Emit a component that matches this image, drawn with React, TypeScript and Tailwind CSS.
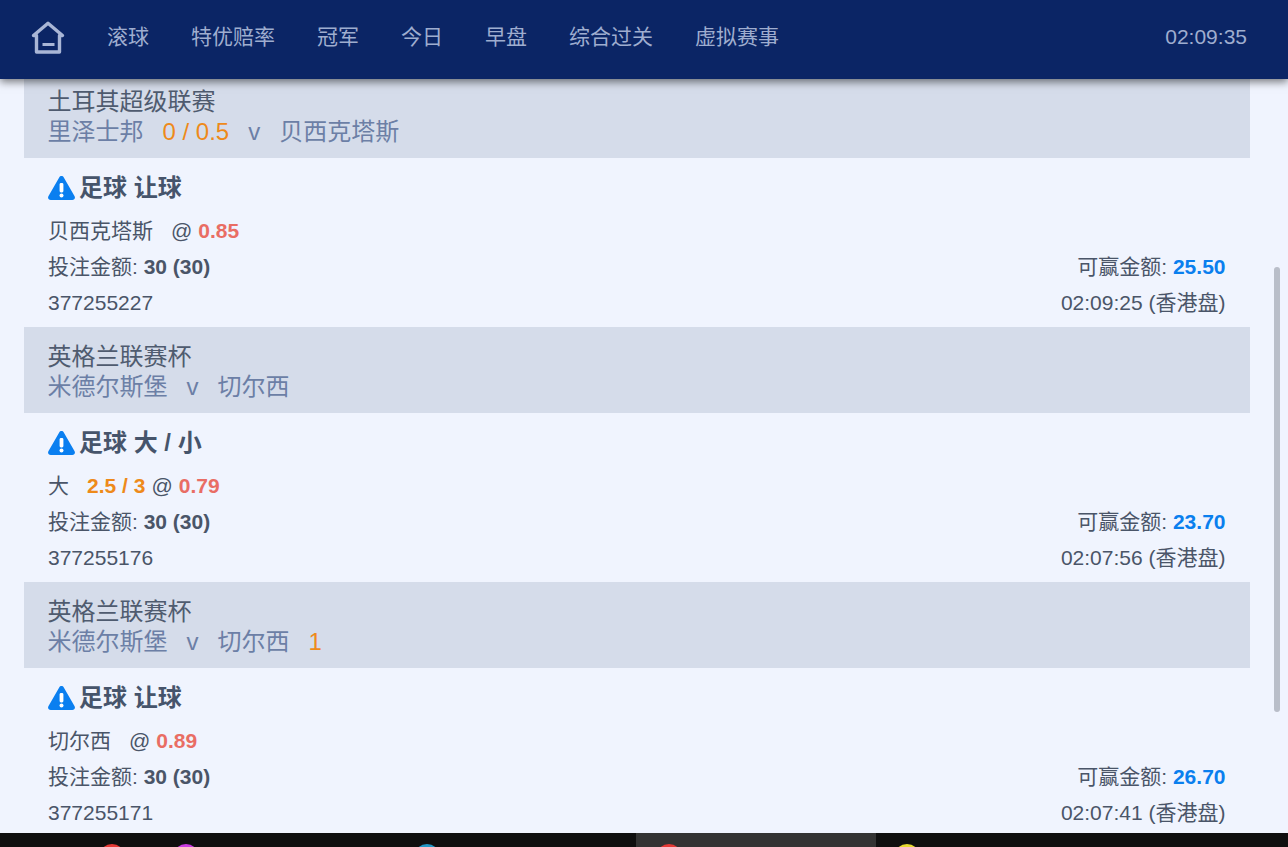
const FONT = "font-['Liberation_Sans','Noto_Sans_CJK_SC',sans-serif]";

function HomeIcon() {
  return (
    <svg width="36" height="34" viewBox="0 0 36 34" fill="none" stroke="#a9b6d6" strokeWidth="3.4" className="shrink-0">
      <path d="M6.500 32V15.500H3.500L18 3.300 32.500 15.500H29.500V32Z" strokeLinejoin="round" />
      <path d="M12.500 24.500H24.500" strokeWidth="3" />
    </svg>
  );
}

function WarnIcon() {
  return (
    <svg width="27" height="24" viewBox="0 0 27 24" className="shrink-0">
      <path d="M11.2 1.4c1-1.8 3.6-1.8 4.6 0l10.8 18.8c1 1.8-.3 3.8-2.3 3.8H2.700C.7 24-.6 22 .4 20.200Z" fill="#0a7ff0" />
      <rect x="11.600" y="7" width="3.800" height="9.500" rx="1.400" fill="#fff" />
      <circle cx="13.500" cy="19.500" r="2" fill="#fff" />
    </svg>
  );
}

type Bet = {
  league: string;
  home: string;
  handicapMid?: string;
  away: string;
  trail?: string;
  market: string;
  pick: string;
  line?: string;
  odds: string;
  win: string;
  id: string;
  time: string;
};

const bets: Bet[] = [
  { league: "土耳其超级联赛", home: "里泽士邦", handicapMid: "0 / 0.5", away: "贝西克塔斯", market: "足球 让球", pick: "贝西克塔斯", odds: "0.85", win: "25.50", id: "377255227", time: "02:09:25 (香港盘)" },
  { league: "英格兰联赛杯", home: "米德尔斯堡", away: "切尔西", market: "足球 大 / 小", pick: "大", line: "2.5 / 3", odds: "0.79", win: "23.70", id: "377255176", time: "02:07:56 (香港盘)" },
  { league: "英格兰联赛杯", home: "米德尔斯堡", away: "切尔西", trail: "1", market: "足球 让球", pick: "切尔西", odds: "0.89", win: "26.70", id: "377255171", time: "02:07:41 (香港盘)" },
];

const nav = ["滚球", "特优赔率", "冠军", "今日", "早盘", "综合过关", "虚拟赛事"];

function BetBlock({ b }: { b: Bet }) {
  return (
    <section className="text-[21px] text-[#4a5568]">
      <div className="bg-[#d5dcea] px-6 pt-[14px] pb-[11px]">
        <div className="-ml-[0.5px] text-[24px] leading-[31px] text-[#4f5b6f]">{b.league}</div>
        <div className="-ml-[0.5px] flex gap-[19px] text-[24px] leading-[30px] text-[#6c7fa6]">
          <span>{b.home}</span>
          {b.handicapMid && <span className="text-[#ee8a1a]">{b.handicapMid}</span>}
          <span>v</span>
          <span>{b.away}</span>
          {b.trail && <span className="text-[#ee8a1a]">{b.trail}</span>}
        </div>
      </div>
      <div className="pt-3 pr-[24.5px] pb-[6px] pl-6">
        <div className="mb-[7px] flex h-9 items-center gap-1 text-[24px] font-bold text-[#46546b]">
          <WarnIcon />
          <span>{b.market}</span>
        </div>
        <div className="flex h-9 items-center">
          <span>{b.pick}</span>
          {b.line && <b className="ml-[18px] text-[#ee8a1a]">{b.line}</b>}
          <span className={b.line ? "ml-[6px]" : "ml-[18px]"}>@</span>
          <b className="ml-[6px] text-[#e96d64]">{b.odds}</b>
        </div>
        <div className="flex h-9 items-center justify-between">
          <span>
            投注金额: <b>30 (30)</b>
          </span>
          <span>
            可赢金额: <b className="text-[#0a7fee]">{b.win}</b>
          </span>
        </div>
        <div className="flex h-9 items-center justify-between">
          <span>{b.id}</span>
          <span>{b.time}</span>
        </div>
      </div>
    </section>
  );
}

export default function App() {
  return (
    <div className={`${FONT} relative flex h-[847px] w-[1288px] flex-col overflow-hidden bg-[#f0f4fe]`}>
      <header className="relative z-10 flex h-[79px] shrink-0 items-center bg-[#0b2565] pr-[41px] pb-[6px] pl-[30px] text-[21px] text-[#9fadcf] shadow-[0_3px_8px_rgba(0,0,0,0.5)]">
        <HomeIcon />
        <nav className="ml-[41px] flex gap-[42px]">
          {nav.map((n) => (
            <span key={n}>{n}</span>
          ))}
        </nav>
        <span className="ml-auto">02:09:35</span>
      </header>
      <main className="min-h-0 flex-1 overflow-hidden pr-[38px] pl-6">
        <div className="-mt-[7px]">
          {bets.map((b) => (
            <BetBlock key={b.id} b={b} />
          ))}
        </div>
      </main>
      <div className="absolute top-[267px] left-[1274px] h-[445px] w-[6px] rounded-full bg-[#b9bec9]" />
      <footer className="flex h-[14px] shrink-0 overflow-hidden bg-[#0f0f0f]">
        <i className="mt-[11px] ml-[99px] size-[26px] shrink-0 rounded-full bg-[#e53935]" />
        <i className="mt-[11px] ml-[48px] size-[26px] shrink-0 rounded-full bg-[#c93be0]" />
        <i className="mt-[11px] ml-[215px] size-[26px] shrink-0 rounded-full bg-[#2196c4]" />
        <div className="ml-[196px] flex w-[240px] shrink-0 bg-[#333333]">
          <i className="mt-[11px] ml-[20px] size-[26px] shrink-0 rounded-full bg-[#e53935]" />
        </div>
        <i className="mt-[11px] ml-[18px] size-[26px] shrink-0 rounded-full bg-[#e6d92f]" />
      </footer>
    </div>
  );
}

• Exercise directions: Reproduce the listing above exactly, excluding all pictures.

• Exercise result:
Emit a component that matches this image, drawn with React, TypeScript and Tailwind CSS.
const FONT = "font-['Liberation_Sans','Noto_Sans_CJK_SC',sans-serif]";

function HomeIcon() {
  return (
    <svg width="36" height="34" viewBox="0 0 36 34" fill="none" stroke="#a9b6d6" strokeWidth="3.4" className="shrink-0">
      <path d="M6.500 32V15.500H3.500L18 3.300 32.500 15.500H29.500V32Z" strokeLinejoin="round" />
      <path d="M12.500 24.500H24.500" strokeWidth="3" />
    </svg>
  );
}

function WarnIcon() {
  return (
    <svg width="27" height="24" viewBox="0 0 27 24" className="shrink-0">
      <path d="M11.2 1.4c1-1.8 3.6-1.8 4.6 0l10.8 18.8c1 1.8-.3 3.8-2.3 3.8H2.700C.7 24-.6 22 .4 20.200Z" fill="#0a7ff0" />
      <rect x="11.600" y="7" width="3.800" height="9.500" rx="1.400" fill="#fff" />
      <circle cx="13.500" cy="19.500" r="2" fill="#fff" />
    </svg>
  );
}

type Bet = {
  league: string;
  home: string;
  handicapMid?: string;
  away: string;
  trail?: string;
  market: string;
  pick: string;
  line?: string;
  odds: string;
  win: string;
  id: string;
  time: string;
};

const bets: Bet[] = [
  { league: "土耳其超级联赛", home: "里泽士邦", handicapMid: "0 / 0.5", away: "贝西克塔斯", market: "足球 让球", pick: "贝西克塔斯", odds: "0.85", win: "25.50", id: "377255227", time: "02:09:25 (香港盘)" },
  { league: "英格兰联赛杯", home: "米德尔斯堡", away: "切尔西", market: "足球 大 / 小", pick: "大", line: "2.5 / 3", odds: "0.79", win: "23.70", id: "377255176", time: "02:07:56 (香港盘)" },
  { league: "英格兰联赛杯", home: "米德尔斯堡", away: "切尔西", trail: "1", market: "足球 让球", pick: "切尔西", odds: "0.89", win: "26.70", id: "377255171", time: "02:07:41 (香港盘)" },
];

const nav = ["滚球", "特优赔率", "冠军", "今日", "早盘", "综合过关", "虚拟赛事"];

function BetBlock({ b }: { b: Bet }) {
  return (
    <section className="text-[21px] text-[#4a5568]">
      <div className="bg-[#d5dcea] px-6 pt-[14px] pb-[11px]">
        <div className="-ml-[0.5px] text-[24px] leading-[31px] text-[#4f5b6f]">{b.league}</div>
        <div className="-ml-[0.5px] flex gap-[19px] text-[24px] leading-[30px] text-[#6c7fa6]">
          <span>{b.home}</span>
          {b.handicapMid && <span className="text-[#ee8a1a]">{b.handicapMid}</span>}
          <span>v</span>
          <span>{b.away}</span>
          {b.trail && <span className="text-[#ee8a1a]">{b.trail}</span>}
        </div>
      </div>
      <div className="pt-3 pr-[24.5px] pb-[6px] pl-6">
        <div className="mb-[7px] flex h-9 items-center gap-1 text-[24px] font-bold text-[#46546b]">
          <WarnIcon />
          <span>{b.market}</span>
        </div>
        <div className="flex h-9 items-center">
          <span>{b.pick}</span>
          {b.line && <b className="ml-[18px] text-[#ee8a1a]">{b.line}</b>}
          <span className={b.line ? "ml-[6px]" : "ml-[18px]"}>@</span>
          <b className="ml-[6px] text-[#e96d64]">{b.odds}</b>
        </div>
        <div className="flex h-9 items-center justify-between">
          <span>
            投注金额: <b>30 (30)</b>
          </span>
          <span>
            可赢金额: <b className="text-[#0a7fee]">{b.win}</b>
          </span>
        </div>
        <div className="flex h-9 items-center justify-between">
          <span>{b.id}</span>
          <span>{b.time}</span>
        </div>
      </div>
    </section>
  );
}

export default function App() {
  return (
    <div className={`${FONT} relative flex h-[847px] w-[1288px] flex-col overflow-hidden bg-[#f0f4fe]`}>
      <header className="relative z-10 flex h-[79px] shrink-0 items-center bg-[#0b2565] pr-[41px] pb-[6px] pl-[30px] text-[21px] text-[#9fadcf] shadow-[0_3px_8px_rgba(0,0,0,0.5)]">
        <HomeIcon />
        <nav className="ml-[41px] flex gap-[42px]">
          {nav.map((n) => (
            <span key={n}>{n}</span>
          ))}
        </nav>
        <span className="ml-auto">02:09:35</span>
      </header>
      <main className="min-h-0 flex-1 overflow-hidden pr-[38px] pl-6">
        <div className="-mt-[7px]">
          {bets.map((b) => (
            <BetBlock key={b.id} b={b} />
          ))}
        </div>
      </main>
      <div className="absolute top-[267px] left-[1274px] h-[445px] w-[6px] rounded-full bg-[#b9bec9]" />
      <footer className="flex h-[14px] shrink-0 overflow-hidden bg-[#0f0f0f]">
        <i className="mt-[11px] ml-[99px] size-[26px] shrink-0 rounded-full bg-[#e53935]" />
        <i className="mt-[11px] ml-[48px] size-[26px] shrink-0 rounded-full bg-[#c93be0]" />
        <i className="mt-[11px] ml-[215px] size-[26px] shrink-0 rounded-full bg-[#2196c4]" />
        <div className="ml-[196px] flex w-[240px] shrink-0 bg-[#333333]">
          <i className="mt-[11px] ml-[20px] size-[26px] shrink-0 rounded-full bg-[#e53935]" />
        </div>
        <i className="mt-[11px] ml-[18px] size-[26px] shrink-0 rounded-full bg-[#e6d92f]" />
      </footer>
    </div>
  );
}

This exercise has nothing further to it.